You are correct that I'm using index-time boosting. If I wanted to replace that with query boosting, I'd need to enumerate every field I want to search, correct? Lets say I have 10 analyzed string fields. If I understand correctly those will all be included in the default _all field which query_string search hits by default. So if I remove boost from the mappings, I'd need to change all the query_string searches to include the array of fields with boosting applied (like 'title^2.5).

Just want to make sure there is not an easier syntax (such as just listing all the field boosts generically without having to modify the actual query).
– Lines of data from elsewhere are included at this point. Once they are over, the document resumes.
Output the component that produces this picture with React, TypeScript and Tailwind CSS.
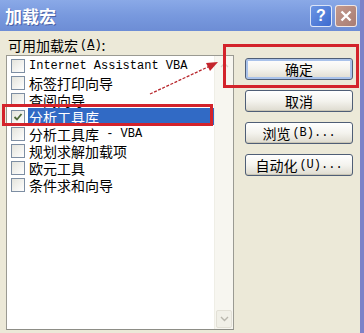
const items = [
  { zh: "", en: "Internet Assistant VBA" },
  { zh: "标签打印向导" },
  { zh: "查阅向导" },
  { zh: "分析工具库", checked: true, selected: true },
  { zh: "分析工具库", en: "\u00a0- VBA" },
  { zh: "规划求解加载项" },
  { zh: "欧元工具" },
  { zh: "条件求和向导" },
];

const cjk = "font-['SimSun','Noto_Sans_CJK_SC',sans-serif]";
const mono = "font-['Liberation_Mono','Noto_Sans_CJK_SC',monospace]";

function Check({ checked }: { checked?: boolean }) {
  return (
    <span className="w-[14px] h-[14px] shrink-0 border border-[#7d8ea3] bg-gradient-to-br from-[#e4e4dc] to-white flex items-center justify-center">
      {checked && (
        <svg width="10" height="10" viewBox="0 0 10 10">
          <path d="M1.5 5 L4 7.5 L8.5 2" fill="none" stroke="#4f6a3a" strokeWidth="1.8" />
        </svg>
      )}
    </span>
  );
}

function XpButton({ label, hot, focus }: { label: React.ReactNode; hot?: string; focus?: boolean }) {
  return (
    <button
      className={`w-[108px] h-[22px] rounded-[3px] border border-[#4f5e76] bg-gradient-to-b from-white via-[#f4f3ee] to-[#dedbcf] text-[14px] text-black ${cjk} flex items-center justify-center leading-none ${
        focus ? "shadow-[inset_0_0_0_2px_#a9c2ea]" : "shadow-[inset_0_-1px_0_#c9c5b5]"
      }`}
    >
      {label}
      {hot && <span className={`${mono} text-[12px] ml-[2px]`}>({hot})...</span>}
    </button>
  );
}

export default function App() {
  return (
    <div className="w-[364px] h-[333px] overflow-hidden relative bg-[#ece9d8] flex flex-col border-r-4 border-r-[#7c82c8]">
      {/* title bar */}
      <div className="h-[31px] shrink-0 bg-gradient-to-b from-[#8aa9e7] via-[#7899de] to-[#6d8dd5] flex items-center pl-[5px] pr-[3px]">
        <span className={`text-white text-[17px] font-bold ${cjk} [text-shadow:1px_1px_0_#4a63a8]`}>加载宏</span>
        <div className="ml-auto flex gap-[3px]">
          <div className="w-[22px] h-[22px] rounded-[3px] border border-white/80 bg-gradient-to-br from-[#6c95e3] to-[#3d6ad0] flex items-center justify-center text-white text-[16px] font-bold font-['Liberation_Sans',sans-serif]">
            ?
          </div>
          <div className="w-[22px] h-[22px] rounded-[3px] border border-white/80 bg-gradient-to-br from-[#c4998c] to-[#a77d74] flex items-center justify-center">
            <svg width="14" height="14" viewBox="0 0 14 14">
              <path d="M2.5 2.5 L11.5 11.5 M11.5 2.5 L2.5 11.5" stroke="white" strokeWidth="2.4" />
            </svg>
          </div>
        </div>
      </div>

      <div className="flex flex-1 min-h-0">
        {/* left column */}
        <div className="flex flex-col pl-[6px] w-[234px]">
          <div className={`h-[24px] pt-[4px] pl-[2px] text-[14px] text-black ${cjk} flex items-start`}>
            可用加载宏<span className={`${mono} text-[12px] ml-[2px] mt-[1px]`}>(<span className="underline">A</span>)</span>:
          </div>
          <div className="flex-1 mb-[3px] border border-[#9a9a92] border-b-[#8d8d86] bg-white flex">
            <div className="flex-1 pt-[1px] pl-[4px]">
              {items.map((it, i) => (
                <div key={i} className="h-[17px] flex items-center gap-[3px]">
                  <Check checked={it.checked} />
                  <span
                    className={`h-[17px] flex items-center pl-[1px] pr-2 text-[14px] leading-none whitespace-pre ${
                      it.selected ? "bg-[#316ac5] text-white flex-1" : "text-black"
                    }`}
                  >
                    {it.zh && <span className={cjk}>{it.zh}</span>}
                    {it.en && <span className={`${mono} text-[12px]`}>{it.en}</span>}
                  </span>
                </div>
              ))}
            </div>
            {/* scrollbar */}
            <div className="w-[19px] bg-[#f7f6f0] border-l border-[#efeee6] flex flex-col justify-between">
              <div className="h-[18px] flex items-center justify-center">
                <svg width="9" height="6" viewBox="0 0 9 6">
                  <path d="M1 5 L4.5 1.5 L8 5" fill="none" stroke="#d6d4cb" strokeWidth="1.4" />
                </svg>
              </div>
              <div className="h-[18px] mx-[1px] mb-[1px] rounded-[2px] border border-[#e2e0d6] bg-[#f1f0e8] flex items-center justify-center">
                <svg width="9" height="6" viewBox="0 0 9 6">
                  <path d="M1 1 L4.5 4.5 L8 1" fill="none" stroke="#b9b7ae" strokeWidth="1.4" />
                </svg>
              </div>
            </div>
          </div>
        </div>

        {/* right column */}
        <div className="flex flex-col gap-[10px] pt-[27px] pl-[11px]">
          <XpButton label="确定" focus />
          <XpButton label="取消" />
          <XpButton label="浏览" hot="B" />
          <XpButton label="自动化" hot="U" />
        </div>
      </div>

      {/* annotations */}
      <div className="absolute left-[2px] top-[104px] w-[211px] h-[22px] border-[3px] border-[#d3232b]" />
      <div className="absolute left-[223px] top-[44px] w-[136px] h-[44px] border-[3px] border-[#d3232b]" />
      <svg className="absolute left-0 top-0" width="364" height="333" viewBox="0 0 364 333">
        <path d="M150 94 L210 66" stroke="#b8262c" strokeWidth="1.3" strokeDasharray="3 1.5" />
        <path d="M218 62 L206 63 L210 71 Z" fill="#c4252c" />
      </svg>
    </div>
  );
}
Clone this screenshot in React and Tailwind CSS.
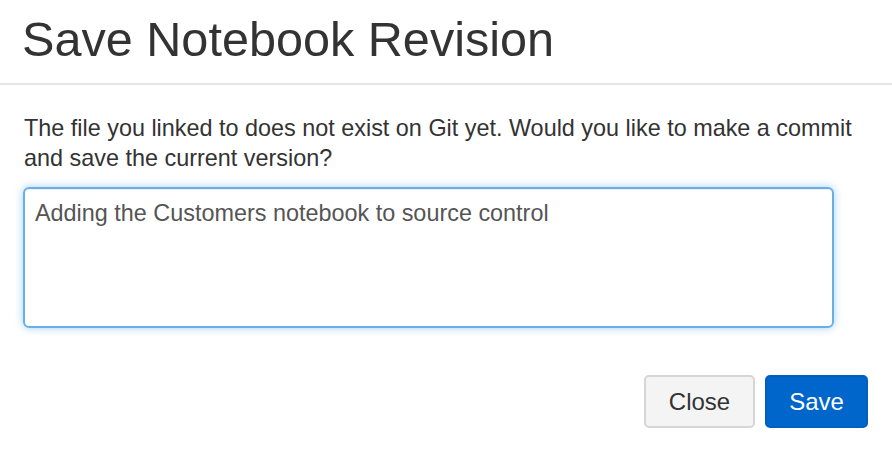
import React from 'react'

export default function App() {
  return (
    <div
      className="w-[892px] h-[453px] bg-white text-[#333] overflow-hidden"
      style={{ fontFamily: '"Liberation Sans", Arial, sans-serif' }}
    >
      <header className="h-[85px] border-b-2 border-[#e5e5e5] pl-[22px] pt-[15px]">
        <h1 className="text-[48.6px] leading-[48px] font-normal">Save Notebook Revision</h1>
      </header>

      <div className="pl-[24px] pr-[24px] pt-[28px]">
        <p className="text-[23.4px] leading-[30px]">
          The file you linked to does not exist on Git yet. Would you like to make a commit and save the current version?
        </p>
        <textarea
          className="mt-[14px] ml-[-1px] block w-[811px] h-[141px] resize-none rounded-[6px] border-2 border-[#66afe9] px-[10px] pt-[9px] text-[23.4px] leading-[30px] text-[#555] outline-none shadow-[inset_0_1px_1px_rgba(0,0,0,0.075),0_0_8px_rgba(102,175,233,0.6)]"
          defaultValue="Adding the Customers notebook to source control"
        />
      </div>

      <div className="flex justify-end gap-[10px] pr-[24px] mt-[47px]">
        <button className="w-[111px] h-[53px] rounded-[5px] border-2 border-[#d6d6d6] bg-[#f4f4f4] text-[24px] text-[#333]">
          Close
        </button>
        <button className="w-[103px] h-[53px] rounded-[5px] border-2 border-[#005fbf] bg-[#0066cc] text-[24px] text-white">
          Save
        </button>
      </div>
    </div>
  )
}
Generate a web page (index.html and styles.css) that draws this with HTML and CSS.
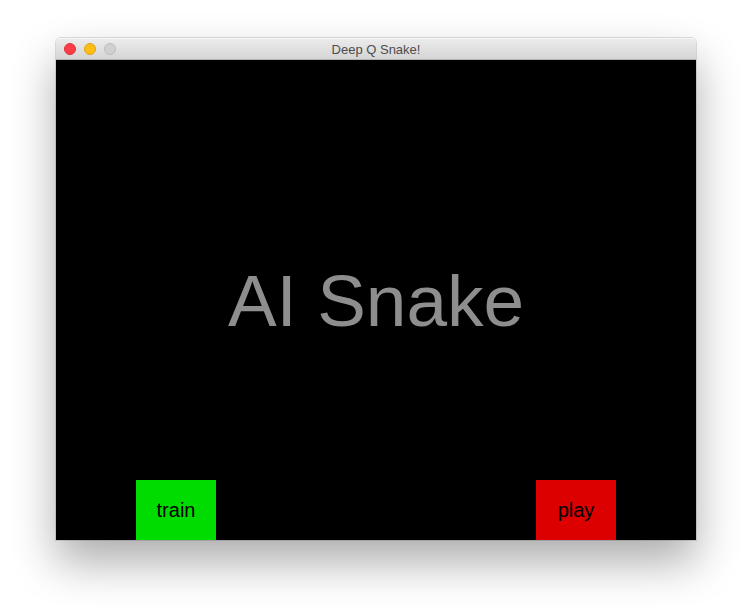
FILE: index.html
```html
<!DOCTYPE html>
<html>
<head>
<meta charset="utf-8">
<link rel="stylesheet" href="styles.css">
</head>
<body>
<div class="window">
  <div class="titlebar">
    <div class="lights">
      <span class="light close"></span>
      <span class="light min"></span>
      <span class="light max"></span>
    </div>
    <div class="title">Deep Q Snake!</div>
  </div>
  <div class="content">
    <div class="hero">AI Snake</div>
    <div class="buttons">
      <div class="btn train">train</div>
      <div class="btn play">play</div>
    </div>
  </div>
</div>
</body>
</html>
```

FILE: styles.css
```css
html, body {
  margin: 0;
  background: #ffffff;
}
body {
  box-sizing: border-box;
  min-height: 614px;
  padding: 38px 56px 0 56px;
  font-family: "Liberation Sans", Arial, sans-serif;
}
.window {
  width: 640px;
  border-radius: 5px 5px 0 0;
  box-shadow: 0 22px 45px rgba(0, 0, 0, 0.33), 0 0 0 1px rgba(0, 0, 0, 0.12);
}
.titlebar {
  height: 22px;
  box-sizing: border-box;
  background: linear-gradient(#ebebeb, #d5d5d5);
  border-top: 1px solid #f6f6f6;
  border-bottom: 1px solid #b1b1b1;
  border-radius: 5px 5px 0 0;
  display: grid;
  grid-template-columns: 1fr;
  align-items: center;
}
.lights, .title {
  grid-row: 1;
  grid-column: 1;
}
.lights {
  display: flex;
  gap: 8px;
  padding-left: 8px;
  align-items: center;
}
.light {
  width: 12px;
  height: 12px;
  border-radius: 50%;
  box-sizing: border-box;
}
.close { background: #fc3d48; border: 1px solid #e0313b; }
.min { background: #fdbd14; border: 1px solid #dfa510; }
.max { background: #d0d0d0; border: 1px solid #bdbdbd; }
.title {
  text-align: center;
  font-size: 13px;
  color: #4d4d4d;
  font-family: "Liberation Sans", Arial, sans-serif;
}
.content {
  height: 480px;
  background: #000000;
  box-sizing: border-box;
  padding-top: 60px;
  display: flex;
  flex-direction: column;
}
.hero {
  flex: 1;
  display: flex;
  align-items: center;
  justify-content: center;
  color: #8e8e8e;
  font-size: 73px;
}
.buttons {
  display: flex;
  gap: 320px;
  padding-left: 80px;
}
.btn {
  width: 80px;
  height: 60px;
  display: flex;
  align-items: center;
  justify-content: center;
  font-size: 20px;
  color: #000000;
}
.train { background: #00dc00; }
.play { background: #dc0000; }
```
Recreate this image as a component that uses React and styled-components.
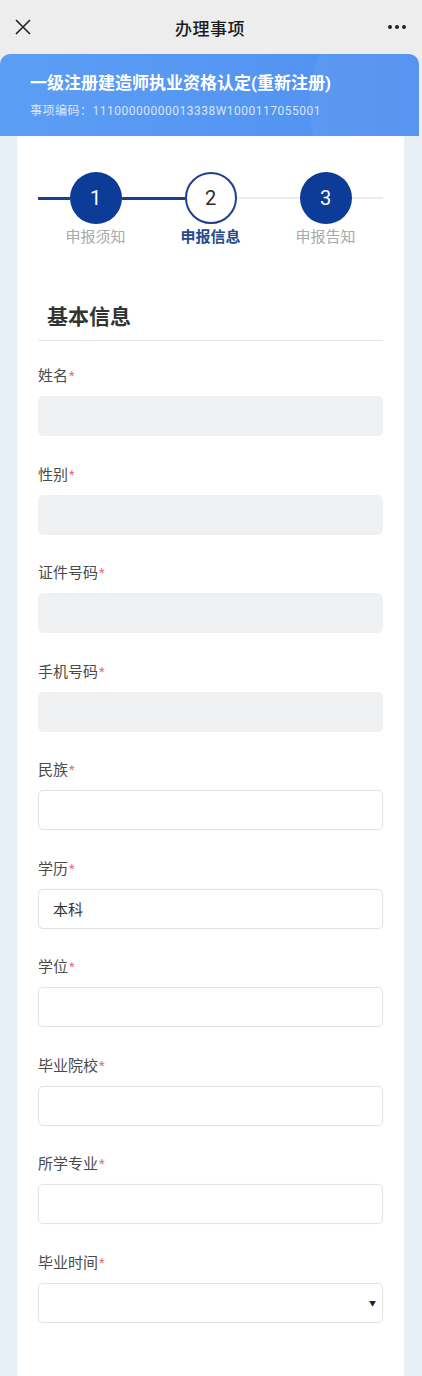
import React from 'react'
import styled, { createGlobalStyle } from 'styled-components'

const GlobalStyle = createGlobalStyle`
  html, body {
    margin: 0;
    padding: 0;
    background: #e7f0f6;
  }
  * { box-sizing: border-box; }
  body {
    font-family: Roboto, "Noto Sans CJK SC", sans-serif;
  }
`

const Page = styled.div`
  width: 422px;
  min-height: 1376px;
  background: #e7f0f6;
  display: flex;
  flex-direction: column;
`

const NavBar = styled.div`
  height: 54px;
  background: #ededed;
  display: flex;
  align-items: center;
  justify-content: space-between;
  padding: 0 14px 0 12px;
`

const NavTitle = styled.div`
  font-size: 17px;
  font-weight: 500;
  color: #1c1c1c;
  letter-spacing: 0.5px;
`

const IconBtn = styled.div`
  width: 22px;
  height: 22px;
  display: flex;
  align-items: center;
  justify-content: center;
`

const Header = styled.div`
  background: #ededed;
`

const Banner = styled.div`
  margin: 0 3px 0 0;
  height: 82px;
  border-radius: 10px 10px 0 0;
  background:
    radial-gradient(circle at 440px 50px, rgba(255,255,255,0.05) 0 130px, transparent 131px),
    linear-gradient(90deg, #5c9df5 0%, #5596f3 60%, #4f8ef0 100%);
  padding: 18px 0 0 30px;
  display: flex;
  flex-direction: column;
`

const BannerTitle = styled.div`
  color: #fff;
  font-size: 17px;
  font-weight: 700;
  line-height: 22px;
`

const BannerCode = styled.div`
  margin-top: 9px;
  color: rgba(255, 255, 255, 0.78);
  font-size: 12px;
  letter-spacing: 0.5px;
  line-height: 16px;
`

const Body = styled.div`
  flex: 1;
  display: flex;
  padding: 0 18px 0 17px;
  background: #e7f0f6;
`

const Card = styled.div`
  flex: 1;
  background: #fff;
  padding: 36px 21px 40px 21px;
  display: flex;
  flex-direction: column;
`

const StepTrack = styled.div`
  display: flex;
  align-items: center;
`

const Segment = styled.div`
  flex: ${p => p.$grow};
  height: ${p => (p.$active ? '3px' : '2px')};
  background: ${p => (p.$active ? '#1d3f8f' : '#ececec')};
`

const Circle = styled.div`
  width: 52px;
  height: 52px;
  border-radius: 50%;
  display: flex;
  align-items: center;
  justify-content: center;
  font-size: 20px;
  background: ${p => (p.$outline ? '#fff' : '#0d3b98')};
  color: ${p => (p.$outline ? '#2b2b2b' : '#fff')};
  border: ${p => (p.$outline ? '2.5px solid #1d3f8f' : 'none')};
`

const StepLabels = styled.div`
  margin-top: 3px;
  display: grid;
  grid-template-columns: repeat(3, 1fr);
`

const StepLabel = styled.div`
  text-align: center;
  font-size: 15px;
  line-height: 20px;
  color: ${p => (p.$current ? '#244a8c' : '#a9a9a9')};
  font-weight: ${p => (p.$current ? 700 : 400)};
`

const SectionTitle = styled.div`
  margin-top: 55px;
  padding: 0 0 8px 9px;
  border-bottom: 1px solid #e6e6e6;
  font-size: 21px;
  font-weight: 700;
  line-height: 30px;
  color: #333;
`

const Fields = styled.div`
  margin-top: 25px;
  display: flex;
  flex-direction: column;
  gap: 28.5px;
`

const Field = styled.div`
  display: flex;
  flex-direction: column;
  gap: 10px;
`

const Label = styled.div`
  font-size: 15px;
  line-height: 20px;
  color: #4a4a4a;
`

const Star = styled.span`
  color: #e56b86;
  font-size: 13px;
  vertical-align: top;
  margin-left: 1px;
`

const Control = styled.div`
  height: 40px;
  border-radius: 5px;
  display: flex;
  align-items: center;
  justify-content: space-between;
  padding: 0 6px 0 14px;
  font-size: 15px;
  color: #333;
  background: ${p => (p.$disabled ? '#f0f1f3' : '#fff')};
  border: 1px solid ${p => (p.$disabled ? '#f0f1f3' : '#e3e3e3')};
  box-shadow: ${p => (p.$disabled ? 'none' : '0 0 2px rgba(0,0,0,0.04)')};
`

const Caret = styled.span`
  font-size: 7px;
  color: #222;
`

const fields = [
  { label: '姓名', disabled: true },
  { label: '性别', disabled: true },
  { label: '证件号码', disabled: true },
  { label: '手机号码', disabled: true },
  { label: '民族' },
  { label: '学历', value: '本科' },
  { label: '学位' },
  { label: '毕业院校' },
  { label: '所学专业' },
  { label: '毕业时间', select: true },
]

const App = () => {
  return (
    <Page>
      <GlobalStyle />
      <Header>
        <NavBar>
          <IconBtn>
            <svg width="18" height="18" viewBox="0 0 18 18">
              <path d="M2 2 L16 16 M16 2 L2 16" stroke="#222" strokeWidth="1.6" fill="none" />
            </svg>
          </IconBtn>
          <NavTitle>办理事项</NavTitle>
          <IconBtn>
            <svg width="20" height="6" viewBox="0 0 20 6">
              <circle cx="3" cy="3" r="2" fill="#222" />
              <circle cx="10" cy="3" r="2" fill="#222" />
              <circle cx="17" cy="3" r="2" fill="#222" />
            </svg>
          </IconBtn>
        </NavBar>
        <Banner>
          <BannerTitle>一级注册建造师执业资格认定(重新注册)</BannerTitle>
          <BannerCode>事项编码：11100000000013338W1000117055001</BannerCode>
        </Banner>
      </Header>
      <Body>
        <Card>
          <StepTrack>
            <Segment $grow={1} $active />
            <Circle>1</Circle>
            <Segment $grow={2} $active />
            <Circle $outline>2</Circle>
            <Segment $grow={2} />
            <Circle>3</Circle>
            <Segment $grow={1} />
          </StepTrack>
          <StepLabels>
            <StepLabel>申报须知</StepLabel>
            <StepLabel $current>申报信息</StepLabel>
            <StepLabel>申报告知</StepLabel>
          </StepLabels>
          <SectionTitle>基本信息</SectionTitle>
          <Fields>
            {fields.map(f => (
              <Field key={f.label}>
                <Label>
                  {f.label}
                  <Star>*</Star>
                </Label>
                <Control $disabled={f.disabled}>
                  <span>{f.value || ''}</span>
                  {f.select && <Caret>▼</Caret>}
                </Control>
              </Field>
            ))}
          </Fields>
        </Card>
      </Body>
    </Page>
  )
}

export default App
Just to report back: avoiding index-time boosting and switching to query boosting did indeed dodge the bug. Getting rid of lenient will be trickier because it could reveal lots of "bugs"!

If I wanted to replace that with query boosting, I'd need to enumerate every field I want to search, correct?

That's correct, per-query you have to set the query-time boosts.

You could maybe keep using _all for those fields that are not boosted, and then add in additional query clauses only for those fields like title that you need to boost.

Thanks for confirming that not using index-time boosting sidesteps the bug!